North Korea still poses a military threat even if the reclusive state has started to roll back its nuclear arms program, South Korea's defense minister said on Wednesday.

On Monday, North Korea started to decommission its nuclear complex that produces arms-grade plutonium as part of a disarmament-for-aid deal it reached with regional powers including the United States and South Korea.

Although it is true that North Korea has begun the process of disabling its nuclear program, we cannot say that the threat from North Korea has reduced tangibly or discernibly, Kim Jang-soo said after meeting U.S. Defense Secretary Robert Gates.

Kim and Gates discussed how the allies could counter the threat posed by the North's 1.2 million-man military, most of whom are near the heavily fortified border with the South.

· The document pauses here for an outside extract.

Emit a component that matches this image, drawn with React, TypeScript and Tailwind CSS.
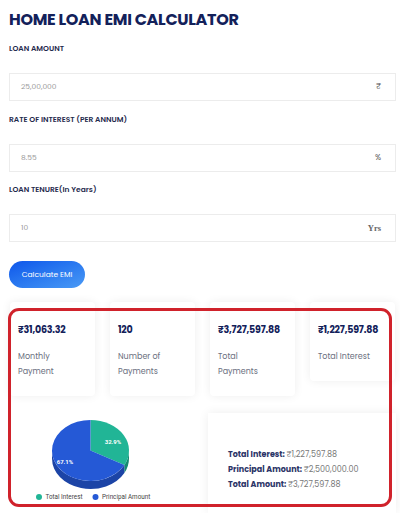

The North Korean nuclear and conventional threat remains the focal point of our alliance for its deterrent and defense position, Gates said at a joint news conference.

The United States has about 28,000 troops in South Korea to support the country's military of some 670,000 soldiers. The two Koreas remain technically at war because their 1950-1953 conflict ended in a truce and not a peace treaty.

A U.S. State Department official who just returned from the North's Yongbyon nuclear complex said the state has started to reverse operations at three key facilities -- an ageing reactor, a plant that produces nuclear fuel and another that turns spent fuel into arms-grade plutonium.

The deal requires North Korea to disable the three by the end of 2007, provide a list of its nuclear arms activity, account for all its fissile material and answer U.S. suspicions that it has a clandestine program to enrich uranium for weapons.

Under the deal it reached with China, Japan, Russia, South Korea and the United States, the energy-starved North is to receive 1 million tonnes of heavy fuel oil or equivalent aid.

The United States will also move toward taking North Korea off a U.S. terrorism blacklist.

Proliferation experts said the disablement steps would be reversible but would put the North out of the plutonium production business for about a year.

U.S. officials estimate the North has about 110 lb of plutonium. Proliferation experts say that is enough for six to eight bombs.